**TASK STATEMENT:**
Return every line of the data below that includes the string "this".

**DATA EXCERPT:**
** BEGIN **
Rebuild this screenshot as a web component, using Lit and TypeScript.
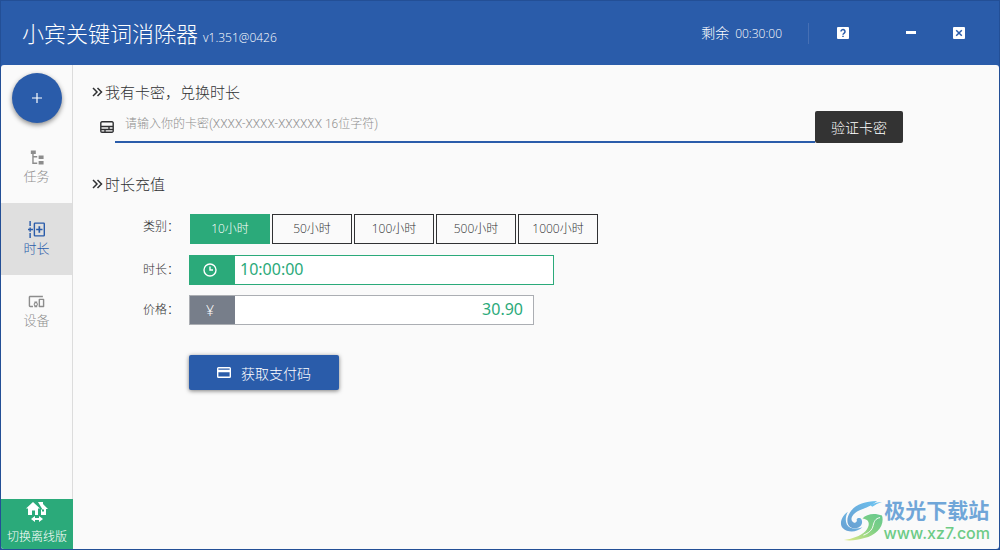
import { LitElement, html, css, svg } from "lit";
import { customElement, state } from "lit/decorators.js";
import { classMap } from "lit/directives/class-map.js";

const icon = (body: unknown, cls = "icon", box = "0 0 24 24") =>
  html`<svg class=${cls} viewBox=${box} fill="currentColor" aria-hidden="true">${body}</svg>`;

const glyphs = {
  tree: svg`<path d="M4 2h7v5H8v3h5v2H8v7h5v2H6V7H4zM15 9h7v5h-7zM15 17h7v5h-7z"/>`,
  hours: svg`<path d="M2 0h2v7H2zM2 9h2v2h3v2H4v2H2v-2H0v-2h2zM2 17h2v7H2z"/><path fill-rule="evenodd" d="M10 2h12a2 2 0 0 1 2 2v16a2 2 0 0 1-2 2H10a2 2 0 0 1-2-2V4a2 2 0 0 1 2-2zm0 2v16h12V4zm4.800 3.500h2.400v3.300h3.300v2.400h-3.300v3.300h-2.400v-3.300h-3.300v-2.400h3.300z"/>`,
  devices: svg`<path d="M3 6h18V4H3c-1.100 0-2 .9-2 2v12c0 1.100.9 2 2 2h4v-2H3V6zm10 6H9v1.780c-.61.550-1 1.330-1 2.220s.39 1.670 1 2.220V20h4v-1.780c.61-.55 1-1.340 1-2.220s-.39-1.670-1-2.220V12zm-2 5.500c-.83 0-1.500-.67-1.500-1.500s.67-1.500 1.500-1.500 1.500.67 1.500 1.500-.67 1.500-1.500 1.500zM22 8h-6c-.5 0-1 .5-1 1v10c0 .5.5 1 1 1h6c.5 0 1-.5 1-1V9c0-.5-.5-1-1-1zm-1 10h-4v-8h4v8z"/>`,
  homes: svg`<path fill-rule="evenodd" d="M8 2 1 8.500h2V15h4v-4.500h3V15h3V8.500h2zM13 2h5v2l5 5h-2v6h-5V9.500h1.500zM17 9.500h2v2h-2z"/><path d="m6 19 4-3v2h4v-2l4 3-4 3v-2h-4v2z"/>`,
  chevrons: svg`<path d="m1 1 4 4L1 9M5.500 1l4 4-4 4" fill="none" stroke="currentColor" stroke-width="1.500"/>`,
  key: svg`<path fill="none" stroke="currentColor" stroke-width="1.400" d="M2 .8h10a1.200 1.200 0 0 1 1.200 1.200v8a1.200 1.200 0 0 1-1.200 1.200H2A1.200 1.200 0 0 1 .8 10V2A1.200 1.200 0 0 1 2 .8zM1 5.500h12M1 8.500h12M5 8.500V11M9 5.500v3"/>`,
  clock: svg`<circle cx="7" cy="7" r="6" fill="none" stroke="currentColor" stroke-width="1.400"/><path d="M7 3.500V7h3" fill="none" stroke="currentColor" stroke-width="1.400"/>`,
  card: svg`<path fill-rule="evenodd" d="M1.500 0h11A1.500 1.500 0 0 1 14 1.500v8a1.500 1.500 0 0 1-1.500 1.500h-11A1.500 1.500 0 0 1 0 9.500v-8A1.500 1.500 0 0 1 1.500 0zm-.1 1.500v1.300h11.200V1.500zm0 3.700v4.400h11.200V5.200z"/>`,
  plus: svg`<path d="M5 0v10M0 5h10" fill="none" stroke="currentColor" stroke-width="1.200"/>`,
  help: svg`<rect width="12" height="12" rx="1"/><path class="cut" d="M4 4.500a2 2 0 1 1 3.200 1.600C6.400 6.700 6 7 6 7.800M6 8.700V10"/>`,
  minimize: svg`<path d="M1 4h10v3H1z"/>`,
  close: svg`<rect width="12" height="12" rx="1"/><path class="cut" d="m3.200 3.200 5.600 5.600M8.800 3.200 3.200 8.800"/>`,
};

@customElement("site-badge")
export class SiteBadge extends LitElement {
  static styles = css`
    :host { display: flex; align-items: center; gap: 1px; }
    .swirl { width: 43px; height: 41px; }
    .words { display: flex; flex-direction: column; align-items: center; }
    .name { font: 700 21px/25px "Liberation Sans", "Noto Sans CJK SC", sans-serif; color: #70a6d8; }
    .site { font: 500 16px/20px Inter, "Liberation Sans", sans-serif; color: #6dcb86; }
  `;
  render() {
    return html`
      <svg class="swirl" viewBox="0 0 44 42" aria-hidden="true">
        <defs>
          <linearGradient id="b" x1="0" y1="1" x2="1" y2="0"><stop offset="0" stop-color="#6a9fd0"/><stop offset="1" stop-color="#6cc0ee"/></linearGradient>
          <linearGradient id="g" x1="0" y1="1" x2="1" y2="0"><stop offset="0" stop-color="#e2ea86"/><stop offset=".6" stop-color="#7dcf84"/><stop offset="1" stop-color="#67c990"/></linearGradient>
        </defs>
        <path fill="url(#b)" d="M38 1C24 1 14 6 10 13c-5 8-2 16 5 16 6 0 9-5 7-9-1-2-4-2-5 0 1 2-1 4-3 3-5-3-1-9 5-12C26 8 31 7 38 1z"/>
        <path fill="url(#b)" d="M8 12C1 17-1 25 3 29c5 5 15 4 20-1-6 2-13 2-16-3-2-4-1-9 1-13z"/>
        <path fill="#6cc0ee" d="M31 5c4-2 8-3 12-3-4 1-7 3-10 5z"/>
        <path fill="url(#g)" d="M23 19c4-5 13-6 20-3 3 10-5 20-18 23-7 2-14 3-21 2 8-1 17-4 22-9 5-6 5-12-3-13z"/>
        <path fill="none" stroke="#fafafa" stroke-width="1" d="M41 18c-5 1-6 4-7 8-1 5-5 8-10 10"/>
      </svg>
      <div class="words"><span class="name">极光下载站</span><span class="site">www.xz7.com</span></div>`;
  }
}

@customElement("app-root")
export class AppRoot extends LitElement {
  static styles = css`
    :host {
      --blue: #2a5caa; --green: #2baa7a; --ink: #303133;
      display: block; min-height: 100vh; color: var(--ink);
      font-family: "Open Sans", "Noto Sans CJK SC", sans-serif; font-weight: 300; font-size: 12px;
    }
    *, *::before { box-sizing: border-box; }
    button { font: inherit; color: inherit; background: none; border: 0; padding: 0; margin: 0; cursor: pointer; }
    svg { display: block; flex: none; }
    h1, h2, p { margin: 0; font-weight: 300; }
    .window { min-height: 100vh; display: flex; flex-direction: column; border: 1px solid #234f96; background: var(--blue); }
    .bar { height: 64px; flex: none; display: flex; align-items: center; color: #fff; padding: 0 34px 0 21px; }
    .brand { flex: 1; display: flex; align-items: baseline; gap: 5px; }
    .title { font-size: 22px; line-height: 30px; }
    .left { display: flex; align-items: baseline; gap: 6px; font-size: 14px; padding-right: 26px; border-right: 1px solid #466fb4; line-height: 20px; }
    .clock { font-size: 12px; }
    .tools { display: flex; align-items: center; }
    .tool { width: 12px; height: 12px; }
    .help { margin-left: 28px; }
    .min { margin-left: 56px; }
    .close { margin-left: 36px; }
    .cut { fill: none; stroke: var(--blue); stroke-width: 1.5px; }
    .body { flex: 1; display: flex; background: #fafafa; border-radius: 3px; overflow: hidden; }
    .side { width: 72px; flex: none; display: flex; flex-direction: column; border-right: 1px solid #dcdcdc; }
    .add { width: 50px; height: 50px; margin: 8px auto; border-radius: 50%; background: var(--blue); color: #fff; display: grid; place-items: center; box-shadow: 0 2px 5px rgba(0, 0, 0, .45); }
    .plus { width: 10px; height: 10px; }
    .nav { display: flex; flex-direction: column; flex: 1; }
    .item { height: 72px; display: flex; flex-direction: column; align-items: center; padding-top: 18px; gap: 1px; font-size: 13px; line-height: 18px; color: #8c8c8c; text-decoration: none; }
    .item.on { background: #dfdfdf; color: var(--blue); }
    .icon { width: 17px; height: 17px; }
    .offline { height: 50px; margin-right: -1px; background: var(--green); color: #fff; display: flex; flex-direction: column; align-items: center; gap: 4px; padding-top: 1px; line-height: 18px; white-space: nowrap; }
    .homes { width: 24px; height: 24px; }
    .main { flex: 1; min-width: 0; display: flex; flex-direction: column; padding: 16px 9px 6px 19px; }
    .head { display: flex; align-items: center; gap: 2px; font-size: 15px; line-height: 22px; }
    .chev { width: 11px; height: 10px; }
    .redeem { display: flex; align-items: flex-start; margin: 8px 87px 30px 8px; }
    .lab { padding: 10px 1px 0 0; }
    .key { width: 14px; height: 12px; }
    .code { flex: 1; min-width: 0; height: 32px; border: 0; border-bottom: 2px solid var(--blue); background: none; outline: 0; padding: 0 10px 4px; font: inherit; font-family: Roboto, "Noto Sans CJK SC", sans-serif; color: var(--ink); }
    .code::placeholder { color: #8f8f8f; opacity: 1; }
    .verify { width: 88px; height: 32px; border-radius: 2px; background: #333; color: #fff; font-size: 14px; }
    .form { display: grid; grid-template-columns: 46px 1fr; row-gap: 10px; margin: 19px 0 0 51px; }
    .label { line-height: 30px; }
    .kind { line-height: 26px; }
    .types { display: flex; gap: 2px; padding: 0 0 1px 1px; }
    .type { width: 80px; height: 30px; border: 1px solid #303133; padding-bottom: 2px; }
    .type.on { background: var(--green); border-color: var(--green); color: #fff; }
    .field { display: flex; height: 30px; border: 1px solid #abaeb3; background: #fff; width: 345px; }
    .field.time { border-color: var(--green); width: 365px; }
    .tag { width: 45px; display: grid; place-items: center; background: #777e8a; color: #fff; font-size: 14px; padding-right: 5px; }
    .time .tag { background: var(--green); }
    .dial { width: 14px; height: 14px; }
    .value { flex: 1; min-width: 0; border: 0; outline: 0; background: none; color: var(--green); font: 400 16px "Noto Sans", sans-serif; padding: 0 5px 2px; }
    .price .value { text-align: right; padding-right: 10px; }
    .pay { width: 150px; height: 35px; margin: 30px 0 0 97px; border-radius: 2px; background: var(--blue); color: #fff; font-size: 14px; display: flex; align-items: center; justify-content: center; gap: 10px; box-shadow: 0 1px 4px rgba(0, 0, 0, .5); }
    .card { width: 14px; height: 11px; }
    .badge { margin-top: auto; align-self: flex-end; }
  `;

  @state() private hours = 10;
  @state() private page = "时长";

  private nav = [
    { name: "任务", glyph: glyphs.tree },
    { name: "时长", glyph: glyphs.hours },
    { name: "设备", glyph: glyphs.devices },
  ];

  private go(e: Event, name: string) {
    e.preventDefault();
    this.page = name;
  }

  render() {
    return html`
      <div class="window">
        <header class="bar">
          <div class="brand"><h1 class="title">小宾关键词消除器</h1><span>v1.351@0426</span></div>
          <p class="left">剩余 <span class="clock">00:30:00</span></p>
          <div class="tools">
            <button class="help" aria-label="帮助">${icon(glyphs.help, "tool", "0 0 12 12")}</button>
            <button class="min" aria-label="最小化">${icon(glyphs.minimize, "tool", "0 0 12 12")}</button>
            <button class="close" aria-label="关闭">${icon(glyphs.close, "tool", "0 0 12 12")}</button>
          </div>
        </header>
        <div class="body">
          <aside class="side">
            <button class="add" aria-label="添加">${icon(glyphs.plus, "plus", "0 0 10 10")}</button>
            <nav class="nav">
              ${this.nav.map((n) => html`<a href="#" class=${classMap({ item: true, on: n.name === this.page })}
                @click=${(e: Event) => this.go(e, n.name)}>${icon(n.glyph)}<span>${n.name}</span></a>`)}
            </nav>
            <button class="offline">${icon(glyphs.homes, "homes")}<span>切换离线版</span></button>
          </aside>
          <main class="main">
            <h2 class="head">${icon(glyphs.chevrons, "chev", "0 0 11 10")}我有卡密，兑换时长</h2>
            <div class="redeem">
              <label class="lab" for="code" aria-label="卡密">${icon(glyphs.key, "key", "0 0 14 12")}</label>
              <input class="code" id="code" placeholder="请输入你的卡密(XXXX-XXXX-XXXXXX 16位字符)" />
              <button class="verify">验证卡密</button>
            </div>
            <h2 class="head">${icon(glyphs.chevrons, "chev", "0 0 11 10")}时长充值</h2>
            <div class="form">
              <span class="kind" id="kind">类别：</span>
              <div class="types" role="group" aria-labelledby="kind">
                ${[10, 50, 100, 500, 1000].map((h) => html`<button class=${classMap({ type: true, on: h === this.hours })}
                  @click=${() => (this.hours = h)}>${h}小时</button>`)}
              </div>
              <label class="label" for="time">时长：</label>
              <div class="field time"><span class="tag">${icon(glyphs.clock, "dial", "0 0 14 14")}</span><input class="value" id="time" readonly .value=${`${this.hours}:00:00`} /></div>
              <label class="label" for="price">价格：</label>
              <div class="field price"><span class="tag">¥</span><input class="value" id="price" readonly .value=${(this.hours * 3.09).toFixed(2)} /></div>
            </div>
            <button class="pay">${icon(glyphs.card, "card", "0 0 14 11")}<span>获取支付码</span></button>
            <site-badge class="badge"></site-badge>
          </main>
        </div>
      </div>`;
  }
}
** END **
**FINISHED ANSWER:**
Rebuild this screenshot as a web component, using Lit and TypeScript.
    this.page = name;
              ${this.nav.map((n) => html`<a href="#" class=${classMap({ item: true, on: n.name === this.page })}
                @click=${(e: Event) => this.go(e, n.name)}>${icon(n.glyph)}<span>${n.name}</span></a>`)}
                ${[10, 50, 100, 500, 1000].map((h) => html`<button class=${classMap({ type: true, on: h === this.hours })}
                  @click=${() => (this.hours = h)}>${h}小时</button>`)}
              <div class="field time"><span class="tag">${icon(glyphs.clock, "dial", "0 0 14 14")}</span><input class="value" id="time" readonly .value=${`${this.hours}:00:00`} /></div>
              <div class="field price"><span class="tag">¥</span><input class="value" id="price" readonly .value=${(this.hours * 3.09).toFixed(2)} /></div>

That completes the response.